-- START MATERIAL PROVIDED --

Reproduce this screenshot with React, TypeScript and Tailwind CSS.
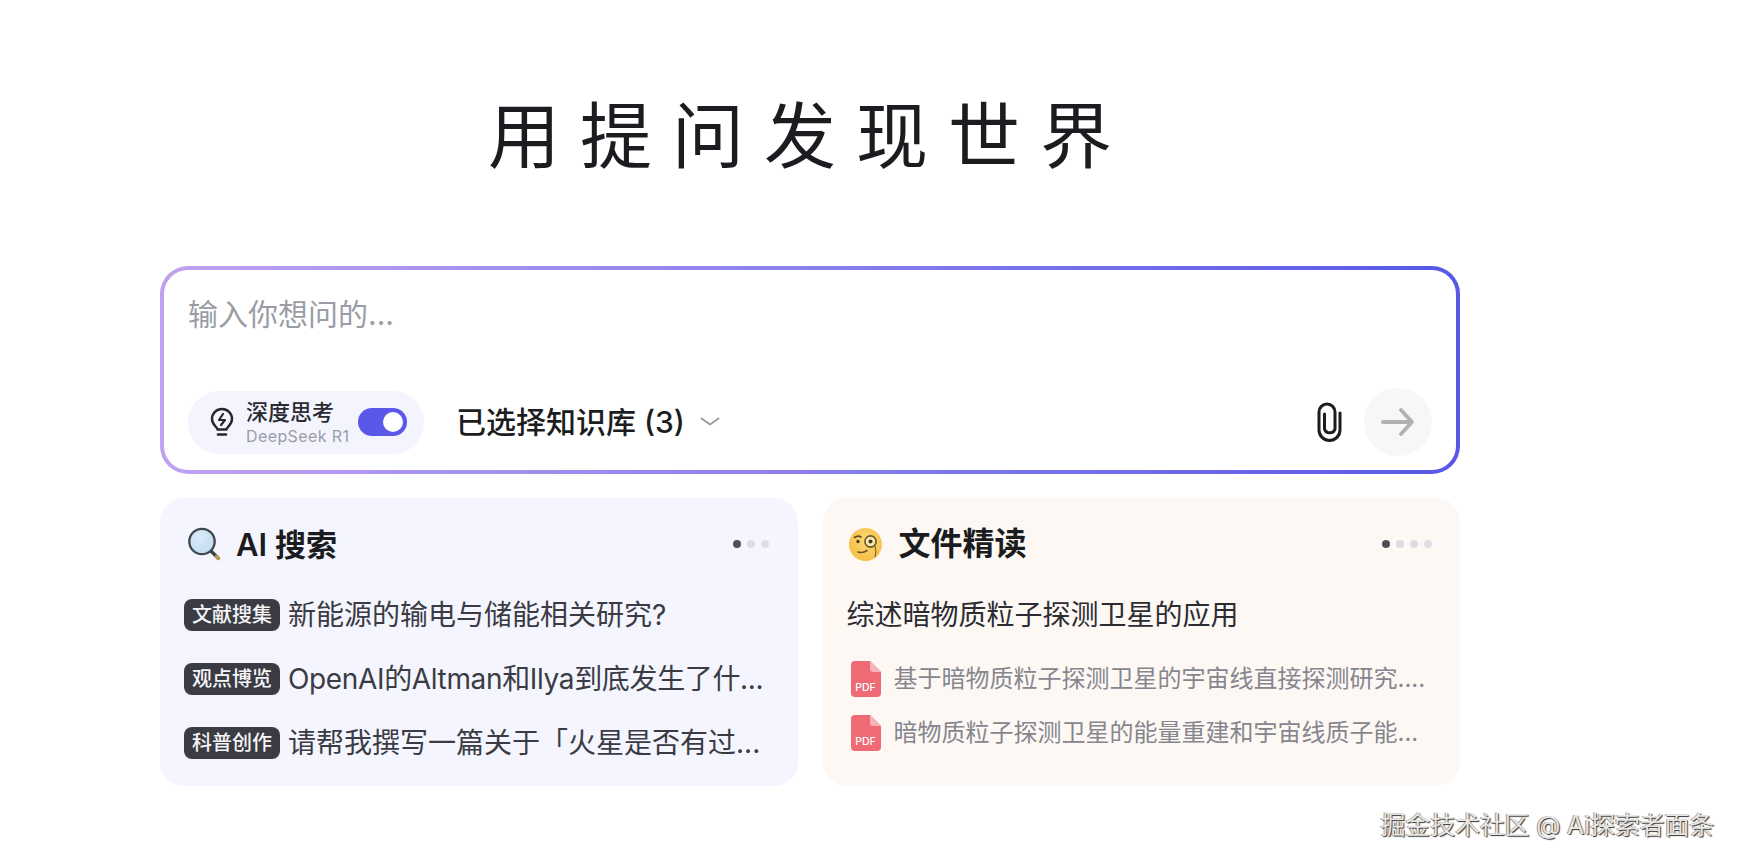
import React from "react";

const font = "font-['Inter','Noto_Sans_CJK_SC',sans-serif]";

function Bulb() {
  return (
    <svg width="24" height="30" viewBox="0 0 24 30" fill="none" stroke="#26272c" strokeWidth="2.4" strokeLinecap="round" strokeLinejoin="round" className="shrink-0">
      <path d="M7.5 22.5 C7.5 19.8 2 18.5 2 12 A10 10 0 0 1 22 12 C22 18.5 16.5 19.8 16.5 22.5 Z" />
      <path d="M8 27.5 H16" strokeWidth="2.6" />
      <path d="M13 7 L9 13 H15 L11 18" strokeWidth="2.2" />
    </svg>
  );
}

function Clip() {
  return (
    <svg width="26" height="42" viewBox="0 0 26 42" fill="none" stroke="#1c1d21" strokeWidth="3" strokeLinecap="round" strokeLinejoin="round">
      <path d="M24 12 V29 A10.5 10.5 0 0 1 3 29 V11 A8 8 0 0 1 19 11 V28 A5.5 5.5 0 0 1 8.5 28 V13" />
    </svg>
  );
}

function Arrow() {
  return (
    <svg width="34" height="30" viewBox="0 0 34 30" fill="none" stroke="#b2b2b5" strokeWidth="3.8" strokeLinecap="round" strokeLinejoin="round">
      <path d="M2 15 H31 M20 3 L31 15 L20 27" />
    </svg>
  );
}

function Magnifier() {
  return (
    <svg width="34" height="34" viewBox="0 0 34 34" fill="none">
      <defs>
        <radialGradient id="glass" cx="0.4" cy="0.35" r="0.8">
          <stop offset="0" stopColor="#dcebfa" />
          <stop offset="1" stopColor="#bcd7ee" />
        </radialGradient>
      </defs>
      <path d="M24 24 L31 31" stroke="#3c4149" strokeWidth="3.4" strokeLinecap="round" />
      <path d="M29.5 29.5 L31.5 31.5" stroke="#b99a4a" strokeWidth="3.4" strokeLinecap="round" />
      <circle cx="15" cy="14.5" r="12.7" fill="url(#glass)" stroke="#3f4650" strokeWidth="2.3" />
    </svg>
  );
}

function Monocle() {
  return (
    <svg width="33" height="33" viewBox="0 0 33 33" fill="none">
      <defs>
        <radialGradient id="face" cx="0.55" cy="0.4" r="0.7">
          <stop offset="0" stopColor="#fbdc78" />
          <stop offset="1" stopColor="#f5b93e" />
        </radialGradient>
      </defs>
      <circle cx="16.5" cy="16.5" r="16.5" fill="url(#face)" />
      <path d="M5.5 9.5 Q9 7 12 9" stroke="#5b4a2c" strokeWidth="1.6" strokeLinecap="round" />
      <circle cx="9" cy="13.5" r="1.7" fill="#4a3b24" />
      <circle cx="21.5" cy="13.5" r="5.6" fill="#fbe7a8" stroke="#6a5528" strokeWidth="1.6" />
      <circle cx="21.5" cy="13.5" r="2" fill="#4a3b24" />
      <path d="M9 24 Q14 25.5 18 22.5" stroke="#6a5528" strokeWidth="1.6" strokeLinecap="round" />
      <path d="M26 18 Q28 24 26 29" stroke="#6a5528" strokeWidth="1" />
    </svg>
  );
}

function Pdf() {
  return (
    <svg width="30" height="36" viewBox="0 0 30 36" className="shrink-0">
      <path d="M4 0 H19 L30 11 V32 A4 4 0 0 1 26 36 H4 A4 4 0 0 1 0 32 V4 A4 4 0 0 1 4 0 Z" fill="#ee6a74" />
      <path d="M19 0 L30 11 H22 A3 3 0 0 1 19 8 Z" fill="#f7b4b6" />
      <text x="14.5" y="30" textAnchor="middle" fontSize="10.5" fill="#fff" fontFamily="Inter, sans-serif" fontWeight="500">PDF</text>
    </svg>
  );
}

function Dots({ n }: { n: number }) {
  return (
    <div className="flex gap-[6px]">
      {Array.from({ length: n }).map((_, i) => (
        <span key={i} className={i === 0 ? "size-[8px] rounded-full bg-[#4e4f5a]" : "size-[8px] rounded-full bg-[#dddde3]"} />
      ))}
    </div>
  );
}

function Row({ tag, text, tight }: { tag: string; text: string; tight?: boolean }) {
  return (
    <div className="flex h-[40px] items-center gap-[8px]">
      <span className="flex h-[32px] w-[96px] shrink-0 items-center justify-center rounded-[8px] bg-[#3a3b43] text-[20px] leading-none font-medium text-[#f5f5f7]">{tag}</span>
      <span className={tight ? "text-[28px] leading-none tracking-[-0.35px] whitespace-nowrap text-[#3a3b43]" : "text-[28px] leading-none whitespace-nowrap text-[#3a3b43]"}>{text}</span>
    </div>
  );
}

function FileRow({ text }: { text: string }) {
  return (
    <div className="flex h-[40px] items-center gap-[13px] pl-[4px]">
      <Pdf />
      <span className="text-[24px] leading-none whitespace-nowrap text-[#85868e]">{text}</span>
    </div>
  );
}

export default function App() {
  return (
    <div className={`relative h-[862px] overflow-hidden bg-white ${font}`}>
      <div className="ml-[160px] w-[1300px] pt-[96px]">
        <h1 className="text-center text-[72px] leading-[80px] font-normal tracking-[20px] text-[#1b1c20]">用提问发现世界</h1>

        <div className="mt-[90px] rounded-[28px] bg-linear-to-r from-[#c0a2f0] to-[#5857e6] p-[4px]">
          <div className="flex h-[200px] flex-col justify-between rounded-[24px] bg-white pr-[24px] pb-[14px] pl-[24px] pt-[24px]">
            <div className="text-[30px] leading-[40px] text-[#9a9da4]">输入你想问的...</div>
            <div className="flex items-center">
              <div className="flex h-[63px] w-[236px] items-center rounded-full bg-[#f3f4fe] pl-[22px]">
                <Bulb />
                <div className="ml-[12px] flex w-[112px] flex-col">
                  <span className="text-[22px] leading-[28px] font-medium text-[#2a2b31]">深度思考</span>
                  <span className="text-[16px] leading-[20px] tracking-[0.4px] whitespace-nowrap text-[#9b9da6]">DeepSeek R1</span>
                </div>
                <span className="flex h-[28px] w-[49px] shrink-0 items-center justify-end rounded-full bg-[#5b57e8] pr-[4px]">
                  <span className="size-[20px] rounded-full bg-white" />
                </span>
              </div>
              <span className="ml-[32px] text-[30px] leading-none font-medium whitespace-nowrap text-[#1c1d21]">已选择知识库 (3)</span>
              <svg className="ml-[15px]" width="20" height="10" viewBox="0 0 20 10" fill="none" stroke="#9b9ca2" strokeWidth="2" strokeLinecap="round" strokeLinejoin="round">
                <path d="M1.5 1.5 L10 7.5 L18.5 1.5" />
              </svg>
              <div className="ml-auto flex items-center gap-[22px]">
                <Clip />
                <div className="flex size-[68px] items-center justify-center rounded-full bg-[#f7f7f9]">
                  <Arrow />
                </div>
              </div>
            </div>
          </div>
        </div>

        <div className="mt-[24px] grid grid-cols-2 gap-[25px]">
          <div className="h-[288px] rounded-[24px] bg-[#f4f5fe] pt-[29px] pr-[29px] pl-[24px]">
            <div className="flex h-[34px] items-center justify-between">
              <div className="flex items-center gap-[15px] pl-[3px]">
                <Magnifier />
                <span className="text-[31px] leading-none font-semibold text-[#1b1c20]">AI 搜索</span>
              </div>
              <Dots n={3} />
            </div>
            <div className="mt-[34px] flex flex-col gap-[24px]">
              <Row tag="文献搜集" text="新能源的输电与储能相关研究?" />
              <Row tag="观点博览" text="OpenAI的Altman和Ilya到底发生了什..." tight />
              <Row tag="科普创作" text="请帮我撰写一篇关于「火星是否有过..." />
            </div>
          </div>

          <div className="h-[288px] rounded-[24px] bg-[#fdf8f4] pt-[29px] pr-[28px] pl-[24px]">
            <div className="flex h-[34px] items-center justify-between">
              <div className="flex items-center gap-[17px] pl-[2px]">
                <Monocle />
                <span className="text-[32px] leading-none font-semibold text-[#1b1c20]">文件精读</span>
              </div>
              <Dots n={4} />
            </div>
            <div className="mt-[34px] flex h-[40px] items-center text-[28px] leading-none whitespace-nowrap text-[#2c2d33]">综述暗物质粒子探测卫星的应用</div>
            <div className="mt-[24px] flex flex-col gap-[14px]">
              <FileRow text="基于暗物质粒子探测卫星的宇宙线直接探测研究...." />
              <FileRow text="暗物质粒子探测卫星的能量重建和宇宙线质子能..." />
            </div>
          </div>
        </div>
      </div>

      <div className="absolute top-[810px] right-[24px] text-[25px] leading-[30px] tracking-[-0.2px] whitespace-nowrap text-[#e6e6e6] [text-shadow:1px_1px_1px_#333,-1px_-0.5px_0.5px_#999]">掘金技术社区 @ Ai探索者面条</div>
    </div>
  );
}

-- END MATERIAL PROVIDED --

GIVEN INSTRUCTION | Scan the listing above for the word "React" and show each line where it is found.

SOLUTION TO THE EXERCISE |
Reproduce this screenshot with React, TypeScript and Tailwind CSS.
import React from "react";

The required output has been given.